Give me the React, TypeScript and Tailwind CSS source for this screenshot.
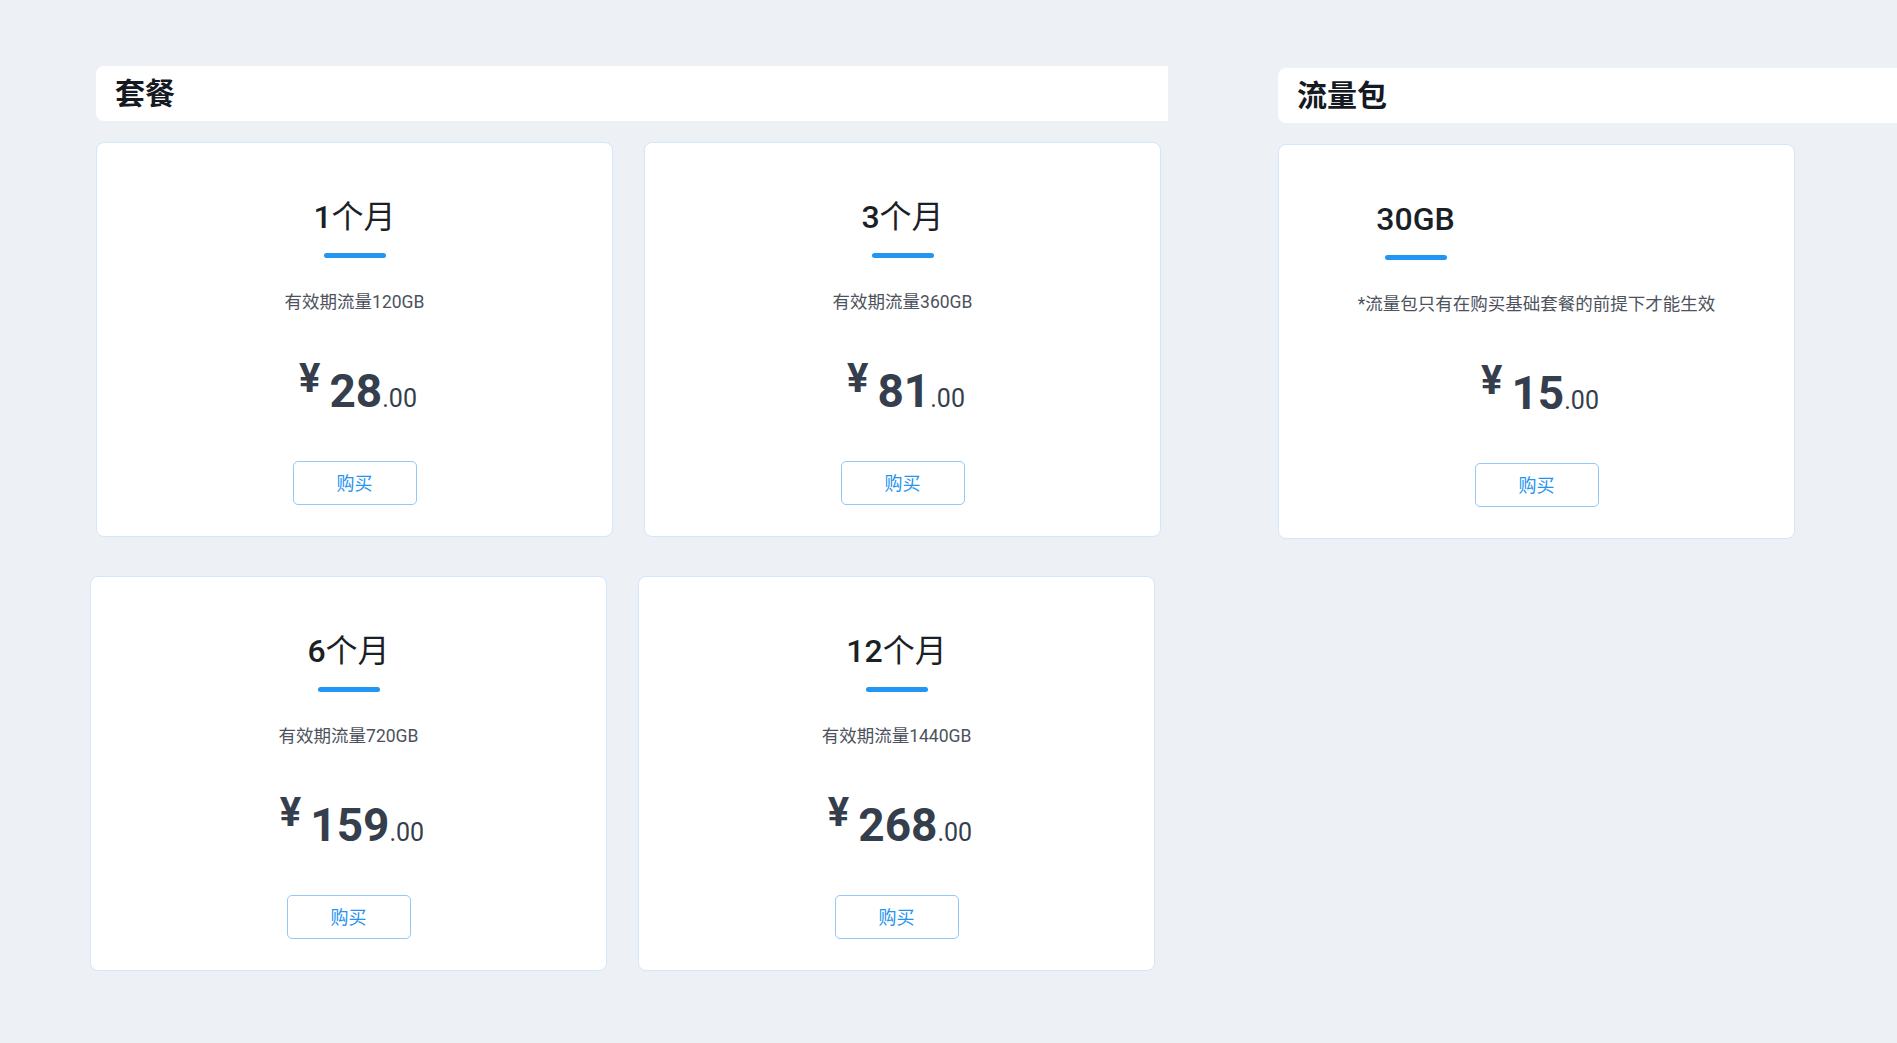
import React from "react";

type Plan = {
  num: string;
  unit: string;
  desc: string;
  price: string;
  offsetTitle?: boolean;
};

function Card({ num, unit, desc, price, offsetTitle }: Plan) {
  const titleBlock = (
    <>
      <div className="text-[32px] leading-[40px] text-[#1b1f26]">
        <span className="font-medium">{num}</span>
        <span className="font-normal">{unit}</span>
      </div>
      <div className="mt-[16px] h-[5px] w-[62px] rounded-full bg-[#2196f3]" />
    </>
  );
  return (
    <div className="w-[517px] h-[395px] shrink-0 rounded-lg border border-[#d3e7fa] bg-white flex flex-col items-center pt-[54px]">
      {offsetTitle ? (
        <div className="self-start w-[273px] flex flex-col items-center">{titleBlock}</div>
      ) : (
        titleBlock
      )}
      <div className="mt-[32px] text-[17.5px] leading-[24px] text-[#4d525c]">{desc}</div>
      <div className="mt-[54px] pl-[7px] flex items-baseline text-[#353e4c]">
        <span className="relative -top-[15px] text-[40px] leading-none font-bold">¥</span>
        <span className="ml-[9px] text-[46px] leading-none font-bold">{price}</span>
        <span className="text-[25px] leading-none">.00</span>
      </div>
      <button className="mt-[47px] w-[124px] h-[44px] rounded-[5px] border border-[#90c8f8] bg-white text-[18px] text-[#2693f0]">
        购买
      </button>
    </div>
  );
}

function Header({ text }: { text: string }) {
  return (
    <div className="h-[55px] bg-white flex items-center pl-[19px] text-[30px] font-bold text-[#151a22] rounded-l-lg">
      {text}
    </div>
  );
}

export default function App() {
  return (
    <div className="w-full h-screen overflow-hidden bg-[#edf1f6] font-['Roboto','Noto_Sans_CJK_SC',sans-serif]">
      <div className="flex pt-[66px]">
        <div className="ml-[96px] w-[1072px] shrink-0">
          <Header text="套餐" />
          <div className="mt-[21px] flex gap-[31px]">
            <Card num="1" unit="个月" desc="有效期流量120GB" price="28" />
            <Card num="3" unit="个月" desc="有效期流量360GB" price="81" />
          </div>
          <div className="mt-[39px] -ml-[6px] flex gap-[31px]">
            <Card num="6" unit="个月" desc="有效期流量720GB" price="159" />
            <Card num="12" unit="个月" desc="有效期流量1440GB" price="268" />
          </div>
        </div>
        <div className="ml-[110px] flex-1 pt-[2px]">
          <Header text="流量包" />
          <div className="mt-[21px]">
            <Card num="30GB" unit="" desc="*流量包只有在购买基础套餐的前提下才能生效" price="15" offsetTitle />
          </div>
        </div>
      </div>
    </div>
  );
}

• • • •

* **Task prompt**
Look through the lines above and collect those with the word "React".

* **Answer for this exercise**
Give me the React, TypeScript and Tailwind CSS source for this screenshot.
import React from "react";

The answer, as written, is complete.